This never made sense to me when eating breakfast at a diner

A) That’s why one orders the biscuit and gravy
B) Even if you opt for toast, a breakfast sandwich is and outstanding option.

Breakfast - the perfect mixer.

I understand the utility of saving on plates and keeping the toast warm, but that said, laying toast on top on other food tends to alarm my inner Adrian Monk.

Exactly. You have to understand the British mind-set here. Toast is supposed to be ice-cold. That’s why they have special cooling racks for it.

As for the OP - the toast either goes around the edge of the plate or I have it in my hand as a “pusher” for whatever I’m eating. The same thing I would do with the chips if having an EBCB breakfast.

I’ve seen the mildewy rags that get used to wipe tables in diners. I wouldn’t be shocked if you told me some diners use the floor mop on the tables after closing time. The janitor/helper at the local greasy spoon is a cousin by marriage, he might be the laziest guy I know.
To the poster who said that a second plate would take up precious room for her book: I nominate that as the Straight-Dopiest post of the day. :stuck_out_tongue:

:smiley: I don’t order toast or muffin, but if I did it would be involved with eggs or just call it French toast.

As long as the table isn’t green or growing, I don’t care. Probably why I seem to have an iron-clad immune system and very rarely get sick. I can’t even remember the last time I called in sick to work.

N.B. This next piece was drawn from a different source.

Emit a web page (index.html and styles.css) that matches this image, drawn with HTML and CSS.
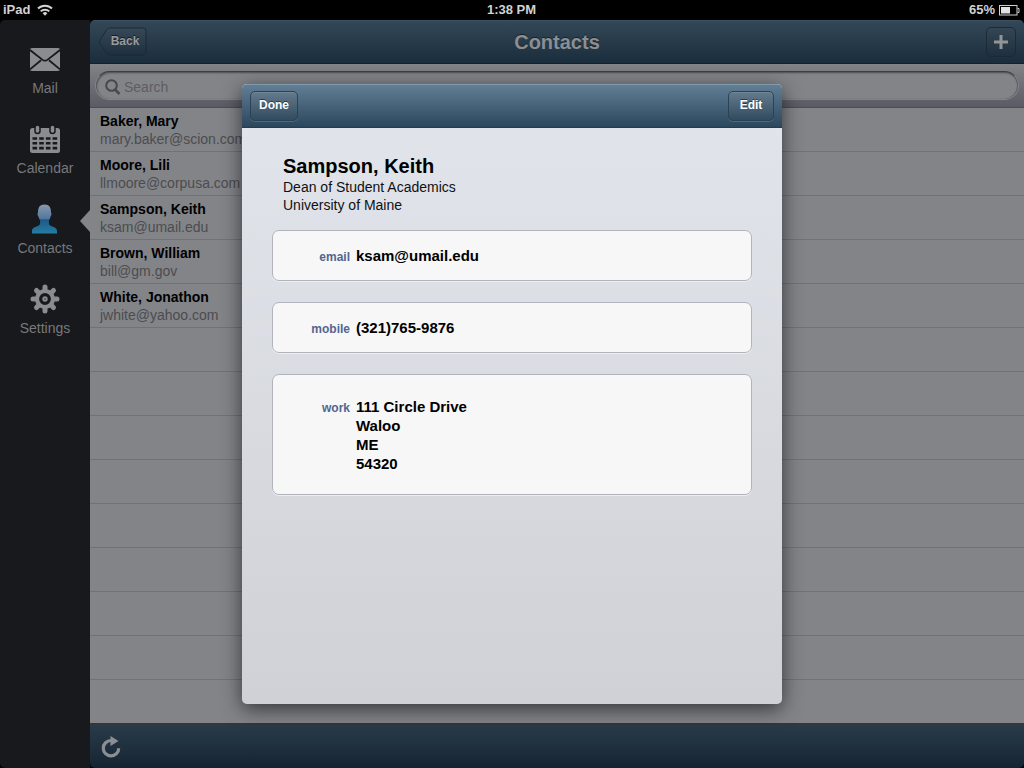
FILE: index.html
```html
<!DOCTYPE html>
<html lang="en">
<head>
<meta charset="utf-8">
<meta name="viewport" content="width=device-width, initial-scale=1">
<title>Contacts</title>
<link rel="stylesheet" href="styles.css">
</head>
<body>
<div class="status">
  <div class="status-left">iPad
    <svg width="16" height="12" viewBox="0 0 16 12" fill="none" stroke="#d2d2d2" stroke-width="2" aria-hidden="true"><path d="M1 4.5a10 10 0 0 1 14 0M3.7 7.4a6.2 6.2 0 0 1 8.6 0"/><path d="M8 11.8 5.6 9.3a3.4 3.4 0 0 1 4.8 0z" fill="#d2d2d2" stroke="none"/></svg>
  </div>
  <div class="status-time">1:38 PM</div>
  <div class="status-right">65%
    <svg width="21" height="11" viewBox="0 0 21 11" aria-hidden="true"><rect x=".5" y=".5" width="17.5" height="9.5" fill="none" stroke="#d0d0d0"/><path d="M18.5 3.5h1.5v4h-1.5" fill="none" stroke="#d0d0d0"/><rect x="2" y="2" width="9" height="6.5" fill="#e2e2e2"/></svg>
  </div>
</div>
<div class="app">
  <nav class="sidebar">
    <a class="tab" href="#mail">
      <svg width="30" height="30" viewBox="0 0 30 30" aria-hidden="true"><rect y="4" width="30" height="23" rx="2" fill="#8b8c8f"/><path d="M0 6l12.3 9.6a4.4 4.4 0 0 0 5.4 0L30 6M0 25.3l11-9M30 25.3l-11-9" fill="none" stroke="#18191c" stroke-width="1.8"/></svg>
      <span>Mail</span>
    </a>
    <a class="tab" href="#calendar">
      <svg width="30" height="30" viewBox="0 0 30 30" aria-hidden="true"><rect y="4" width="30" height="25" rx="2.5" fill="#8b8c8f"/><g fill="#8b8c8f" stroke="#18191c" stroke-width="1.5"><rect x="5" y="1" width="5" height="8.5" rx="2.5"/><rect x="20" y="1" width="5" height="8.5" rx="2.5"/></g><path d="M2.5 14.5h25M2.5 19.3h25M2.5 24.1h25" stroke="#18191c" stroke-width="2.6" stroke-dasharray="4.6 2.1"/></svg>
      <span>Calendar</span>
    </a>
    <a class="tab selected" href="#contacts" aria-current="page">
      <svg width="30" height="30" viewBox="0 0 30 30" aria-hidden="true"><defs><linearGradient id="person" x1="0" y1="0" x2="0" y2="1"><stop offset="0" stop-color="#8798ad"/><stop offset=".48" stop-color="#53789f"/><stop offset=".53" stop-color="#1e5989"/><stop offset="1" stop-color="#247da3"/></linearGradient></defs><path d="M14.500 .5c4.800 0 6.500 3 6.500 7.500 0 1.300.7 1 .4 3-.3 1-.7 1.100-1 2-.5 1.700-.8 2.400-1.500 3.200v3.300c0 3.300 8.100 2.700 8.100 7.200V29.500H2v-2.800c0-4.500 8.100-3.900 8.100-7.200v-3.300c-.7-.8-1-1.500-1.500-3.200-.3-.9-.7-1-1-2-.3-2 .4-1.700.4-3C8 3.500 9.700.5 14.500.5z" fill="url(#person)"/></svg>
      <span>Contacts</span>
    </a>
    <a class="tab" href="#settings">
      <svg width="30" height="30" viewBox="0 0 30 30" aria-hidden="true"><g stroke="#8b8c8f" stroke-width="5" stroke-linecap="round"><path d="M15 3v24M3 15h24M6.500 6.500l17 17M23.500 6.500l-17 17"/></g><circle cx="15" cy="15" r="10" fill="#8b8c8f"/><circle cx="15" cy="15" r="4.300" fill="#8b8c8f" stroke="#18191c" stroke-width="3.200"/><circle cx="15" cy="15" r="1" fill="#55565a"/></svg>
      <span>Settings</span>
    </a>
  </nav>
  <main class="main">
    <header class="bar">
      <button class="back" type="button">
        <svg class="back-shape" width="50" height="31" viewBox="0 0 50 31" aria-hidden="true"><defs><linearGradient id="backfill" x1="0" y1="0" x2="0" y2="1"><stop offset="0" stop-color="#374957"/><stop offset="1" stop-color="#1e303f"/></linearGradient></defs><path d="M1 15 8.500 3q1.500-2 4-2H45q3 0 3 3v21q0 3-3 3H12.500q-2.500 0-4-2z" fill="url(#backfill)" stroke="#1b2a36"/></svg>
        <span>Back</span>
      </button>
      <h1>Contacts</h1>
      <button class="dim-button" type="button" aria-label="Add contact"><svg width="14" height="14" viewBox="0 0 14 14" aria-hidden="true"><path d="M7 0v14M0 7h14" stroke="#929496" stroke-width="3"/></svg></button>
    </header>
    <div class="search-bar">
      <label class="search">
        <svg width="16" height="16" viewBox="0 0 16 16" fill="none" stroke="#46484c" aria-hidden="true"><circle cx="6.500" cy="6.500" r="5.300" stroke-width="2"/><path d="M10 10.500l4.500 4.500" stroke-width="2.500"/></svg>
        <input type="search" placeholder="Search" aria-label="Search">
      </label>
    </div>
    <ul class="list">
      <li><strong>Baker, Mary</strong><span>mary.baker@scion.com</span></li>
      <li><strong>Moore, Lili</strong><span>llmoore@corpusa.com</span></li>
      <li><strong>Sampson, Keith</strong><span>ksam@umail.edu</span></li>
      <li><strong>Brown, William</strong><span>bill@gm.gov</span></li>
      <li><strong>White, Jonathon</strong><span>jwhite@yahoo.com</span></li>
    </ul>
    <footer class="toolbar">
      <button class="refresh" type="button" aria-label="Refresh"><svg width="20" height="22" viewBox="0 0 20 22" aria-hidden="true"><path d="M10 4.500a7.700 7.700 0 1 0 7.700 7.700" fill="none" stroke="#8b8f94" stroke-width="3.200"/><path d="M9.500 0l8 5-8 5z" fill="#8b8f94"/></svg></button>
    </footer>
  </main>
  <div class="overlay">
    <section class="sheet" role="dialog" aria-labelledby="person-name">
      <header class="sheet-bar">
        <button class="button" type="button">Done</button>
        <button class="button" type="button">Edit</button>
      </header>
      <div class="sheet-body">
        <div class="identity">
          <h2 id="person-name">Sampson, Keith</h2>
          <p>Dean of Student Academics</p>
          <p>University of Maine</p>
        </div>
        <dl class="cards">
          <div class="card"><dt>email</dt><dd>ksam@umail.edu</dd></div>
          <div class="card"><dt>mobile</dt><dd>(321)765-9876</dd></div>
          <div class="card address"><dt>work</dt><dd>111 Circle Drive<br>Waloo<br>ME<br>54320</dd></div>
        </dl>
      </div>
    </section>
  </div>
</div>
</body>
</html>
```

FILE: styles.css
```css
* { box-sizing: border-box; }
body {
  margin: 0;
  min-height: 100vh;
  display: flex;
  flex-direction: column;
  background: #000;
  font-family: "Liberation Sans", Arial, sans-serif;
  font-size: 14px;
  line-height: 18px;
}
h1, h2, p, ul, dl, dd { margin: 0; padding: 0; }
svg { display: block; flex: none; }
button { border: 0; padding: 0; font: inherit; background: none; cursor: pointer; }

.status {
  display: grid;
  grid-template-columns: 1fr auto 1fr;
  align-items: center;
  height: 20px;
  padding: 0 4px 0 3px;
  color: #d2d2d2;
  font-size: 13px;
  font-weight: bold;
}
.status-left, .status-right { display: flex; align-items: center; gap: 7px; }
.status-right { justify-content: flex-end; gap: 4px; }

.app { position: relative; flex: 1; display: flex; }
.sidebar {
  width: 90px;
  flex: none;
  padding-top: 24px;
  display: flex;
  flex-direction: column;
  gap: 20px;
  background: #18191c;
  border-radius: 5px 0 0 5px;
}
.tab {
  position: relative;
  height: 60px;
  display: flex;
  flex-direction: column;
  align-items: center;
  gap: 5px;
  color: #77787b;
  text-decoration: none;
}
.selected::after {
  content: "";
  position: absolute;
  right: 0;
  top: 6px;
  border: 11px solid transparent;
  border-left: 0;
  border-right: 10px solid #838488;
}

.main { flex: 1; min-width: 0; display: flex; flex-direction: column; }
.bar {
  height: 44px;
  flex: none;
  display: grid;
  grid-template-columns: 1fr auto 1fr;
  align-items: center;
  padding: 0 8px;
  background: linear-gradient(#334857, #1a2d3d);
  border-top: 1px solid #3c505f;
  border-bottom: 1px solid #102130;
  border-radius: 5px 5px 0 0;
}
.bar h1 {
  color: #8c8e92;
  font-size: 20px;
  line-height: 24px;
  text-shadow: 0 -1px 0 #15222d;
}
.back {
  position: relative;
  width: 50px;
  height: 30px;
  padding: 0 0 2px 4px;
  color: #999b9d;
  font-size: 12px;
  font-weight: bold;
  text-shadow: 0 -1px 0 #101c26;
}
.back-shape { position: absolute; inset: 0; }
.back span { position: relative; }
.dim-button {
  justify-self: end;
  display: grid;
  place-items: center;
  width: 30px;
  height: 30px;
  border: 1px solid #1b2a36;
  border-radius: 5px;
  background: linear-gradient(#344653, #1e303f);
}
.search-bar {
  height: 44px;
  flex: none;
  padding: 7px 5px 8px;
  background: linear-gradient(#828387, #595b65);
  border-bottom: 1px solid #4c4e55;
}
.search {
  display: flex;
  align-items: center;
  height: 29px;
  padding: 2px 10px 0 9px;
  border: 1px solid transparent;
  border-top-color: #3c3e42;
  border-radius: 15px;
  background: #838488;
  box-shadow: inset 1px 1px 2px #4c4e52, inset -1px 0 1px #5c5e62;
}
.search input {
  flex: 1;
  min-width: 0;
  border: 0;
  padding: 1px 3px;
  background: none;
  font: inherit;
  outline: 0;
}
.search input::placeholder { color: #5d5e62; opacity: 1; }
.list {
  flex: 1;
  list-style: none;
  background: repeating-linear-gradient(#838488 0 43px, #717276 43px 44px);
}
.list li {
  height: 44px;
  padding: 4px 10px 3px;
  display: flex;
  flex-direction: column;
}
.list strong { color: #000; }
.list span { color: #4b4c4f; }
.toolbar {
  height: 45px;
  flex: none;
  display: flex;
  align-items: center;
  padding: 1px 11px 0;
  background: linear-gradient(#293b49, #152433);
  border-top: 2px solid #33363d;
  border-radius: 0 0 5px 5px;
}

.overlay {
  position: absolute;
  inset: 0;
  display: grid;
  place-items: center;
}
.sheet {
  width: 540px;
  min-height: 620px;
  border-radius: 5px;
  overflow: hidden;
  display: flex;
  flex-direction: column;
  background: linear-gradient(#e2e6ec, #d0d1d6);
  box-shadow: 0 5px 20px rgba(0, 0, 0, .6);
}
.sheet-bar {
  height: 44px;
  display: flex;
  align-items: center;
  justify-content: space-between;
  padding: 0 8px;
  background: linear-gradient(#617e94, #2b475d);
  border-top: 1px solid #7f9aac;
  border-bottom: 1px solid #1b3f58;
}
.button {
  height: 30px;
  min-width: 46px;
  padding: 0 8px 2px;
  border: 1px solid #2a4253;
  border-radius: 5px;
  background: linear-gradient(#647b8c, #314b5f);
  box-shadow: 0 1px 0 rgba(255, 255, 255, .15), inset 0 1px 0 rgba(255, 255, 255, .1);
  color: #fff;
  font-size: 12px;
  font-weight: bold;
  text-shadow: 0 -1px 0 #263c4c;
}
.sheet-body { padding: 26px 30px; }
.identity { padding: 0 11px; color: #111; }
.identity h2 { color: #000; font-size: 20px; line-height: 24px; }
.cards {
  display: flex;
  flex-direction: column;
  gap: 21px;
  padding-top: 16px;
}
.card {
  display: grid;
  grid-template-columns: 77px 1fr;
  column-gap: 6px;
  align-items: baseline;
  padding: 15px 0 13px;
  border: 1px solid #b2b4bd;
  border-radius: 7px;
  background: #f7f7f7;
  box-shadow: 0 1px 0 #eceef1;
  line-height: 19px;
}
.card dt { color: #526691; font-size: 12px; font-weight: bold; text-align: right; }
.card dd { font-size: 15px; font-weight: bold; }
.address { padding: 22px 0 21px; }
```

Have none of you ever done any manual labor and eaten your lunch with dirty hands?

No, it’s because toast is meant to be crispy, and stacking slices on top of each other makes the toast go soggy.

But what happens is that it gets cold. I’ve had toast on a rack at the Savoy in London and on the QE2, and that is what happened. Never seen it in the US, thank Og.

As for the OP, I’ve been to many diners and diner-like places all over the US and I’ve never had toast piled on top of my food.

Well what do you expect when you eat breakfast at poncy places like those? If you go to a proper English cafe (pronounce it “caff”, or they’ll cut ya) they’d as soon serve you toast on a rack as give you a clean knife and fork.

Judging by the photo of the toast in a rack, it appears it is also served dry, and you have to butter it yourself? I like to butter my toast while it’s still hot so that the butter, ya know, melts. And if I buttered it and then put it in a rack, all the butter would run off …

How much butter you putting on that toast that it is able to run off? :eek:

None. I have people to do that for me. j/k, but some places butter it for you right out of the toaster and it’s considered part of the service.

Toast should only be slightly crispy on the outside, but should still be warm and soft with the butter melted in. Ideally it should be buttered and the first bite taken within 15-30 seconds of the toaster popping. Failing that, both slices should be buttered and stacked buttered sides together ASAP to maintain warmth and softness as long as possible.

If you insist on having your toast overly crispy, that’s a function of how long it’s toasted, not putting it on a rack to get stale and cold. If it gets soggy from being stacked, either there’s something horribly wrong with your bread or you’ve put on watery butter.

Yum. A southern boy like me?
Now I have to wait 10 hours for breakfast.

A diner on an State Highway in Alabama will feed you until you stumble to the picknip tables in the back. Take a nap. Then you can wake up and have lunch.
Watch out for gators and stray dogs.
Scary, but no way. This is mine. Get your own wallets out.

Scared the freak out me.

Careful with backhanded insults.

I tried to go to a caff when on the QE2, but I got wet.
Anyhow, both those places served kippers. Umm, kippers.

I ate at two different diners this week, and ordered eggs, potatoes and toast at both of them. Both times, the toast came by itself on a little plate.

I guess that’s how they do it in New Jersey, one of the diner capitals of the world.

When I was out east a few years ago, I ate dinner at a New Jersey diner and, OMG, the food! So much food. I could only eat about half of it. It was a shame to waste it but I don’t think it would have survived the 1,000+ mile trip back home. Plus I don’t like leftovers anyway.

What do you think they’re doing to clean the plates and silverware in such places? :eek:

I live in NJ so I have eaten in a lot of diners and thinking about it, I don’t think I was ever served Toast on the same plate as the rest of the meal. In fact often there will just be a communal plate of toast in the middle.

However, my own pet peeve is anything with syrup needs to be on its own plate so I will usually ask for them to do it that way since it is hit or miss if they will take it upon themselves to do so.